After the collapse of the attempt Washington wrote to a friend, “I thank you sincerely for the part you acted at York respecting C—-y, and believe with you that matters have and will turn out very different to what that party expected. G—-s has involved himself in his letters to me in the most absurd contradictions. M—- has brought himself into a scrape that he does not know how to get out of with a gentleman of this State, and C—-, as you know is sent upon an expedition which all the world knew, and the event has proved, was not practicable. In a word, I have a good deal of reason to believe that the machination of this junta will recoil upon their own heads, and be a means of bringing some matters to light which, by getting me out of the way, some of them thought to conceal.”

Undoubtedly the most serious army antagonist was General Charles Lee, and, but for what seem almost fatalistic chances, he would have been a dangerous rival. He was second in command very early in the war, and at this time he asserted that “no man loves, respects and reverences another more than I do General Washington. I esteem his virtues, private and public. I know him to be a man of sense, courage and firmness.” But four months later he was lamenting Washington’s “fatal indecision,” and by inference was calling him “a blunderer.” In another month he wrote, “entre nous a certain great man is most damnably deficient.” At this point, fortunately, Lee was captured by the British, so that his influence for the time being was destroyed.
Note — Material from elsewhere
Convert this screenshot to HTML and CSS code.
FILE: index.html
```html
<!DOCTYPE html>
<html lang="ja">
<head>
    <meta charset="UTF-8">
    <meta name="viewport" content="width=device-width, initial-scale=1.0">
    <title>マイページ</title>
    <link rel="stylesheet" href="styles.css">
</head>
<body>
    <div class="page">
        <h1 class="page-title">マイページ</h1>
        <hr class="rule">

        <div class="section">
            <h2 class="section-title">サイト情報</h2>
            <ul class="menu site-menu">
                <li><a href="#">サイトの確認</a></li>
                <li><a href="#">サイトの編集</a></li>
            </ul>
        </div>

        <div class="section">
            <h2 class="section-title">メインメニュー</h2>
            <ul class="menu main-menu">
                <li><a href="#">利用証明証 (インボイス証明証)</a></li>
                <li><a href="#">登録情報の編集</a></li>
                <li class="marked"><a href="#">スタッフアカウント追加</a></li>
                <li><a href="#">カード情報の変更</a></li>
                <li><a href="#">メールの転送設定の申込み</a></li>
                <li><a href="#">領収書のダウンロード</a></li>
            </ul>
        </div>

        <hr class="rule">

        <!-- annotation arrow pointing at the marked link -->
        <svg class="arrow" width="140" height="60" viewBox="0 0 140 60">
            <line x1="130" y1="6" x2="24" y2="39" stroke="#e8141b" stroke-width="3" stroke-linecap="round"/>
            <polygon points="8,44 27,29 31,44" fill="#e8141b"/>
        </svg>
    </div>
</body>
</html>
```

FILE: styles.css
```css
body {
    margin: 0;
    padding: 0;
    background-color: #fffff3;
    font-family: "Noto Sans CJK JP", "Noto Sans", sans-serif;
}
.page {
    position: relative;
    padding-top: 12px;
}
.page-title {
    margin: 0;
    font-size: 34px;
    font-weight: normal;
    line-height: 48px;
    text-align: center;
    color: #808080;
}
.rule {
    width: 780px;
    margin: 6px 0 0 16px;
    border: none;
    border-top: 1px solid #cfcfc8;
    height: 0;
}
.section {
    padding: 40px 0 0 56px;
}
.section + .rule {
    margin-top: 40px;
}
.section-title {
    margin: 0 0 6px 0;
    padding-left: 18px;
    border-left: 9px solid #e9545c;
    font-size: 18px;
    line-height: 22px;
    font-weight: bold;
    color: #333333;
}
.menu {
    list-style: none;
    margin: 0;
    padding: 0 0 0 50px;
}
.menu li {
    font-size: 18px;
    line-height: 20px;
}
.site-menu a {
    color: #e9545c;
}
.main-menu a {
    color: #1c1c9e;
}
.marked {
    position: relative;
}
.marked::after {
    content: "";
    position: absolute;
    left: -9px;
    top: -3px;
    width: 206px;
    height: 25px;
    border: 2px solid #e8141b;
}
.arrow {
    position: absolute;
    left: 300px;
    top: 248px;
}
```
While a prisoner he drew up a plan for the English general, showing how America could be conquered.

When he had been exchanged, and led the American advance at the battle of Monmouth, he seems to have endeavored to aid the British in another way, for after barely engaging, he ordered a retreat, which quickly developed into a rout, and would have ended in a serious defeat had not, as Laurens wrote, “fortunately for the honor of the army, and the welfare of America, Genl Washington met the troops retreating in disorder, and without any plan to make an opposition. He ordered some pieces of artillery to be brought up to defend the pass, and some troops to form and defend the pieces. The artillery was too distant to be brought up readily, so that there was but little opposition given here. A few shot though, and a little skirmishing in the wood checked the enemy’s career. The Genl expressed his astonishment at this unaccountable retreat Mr. Lee indecently replied that the attack was contrary to his advice and opinion in council.”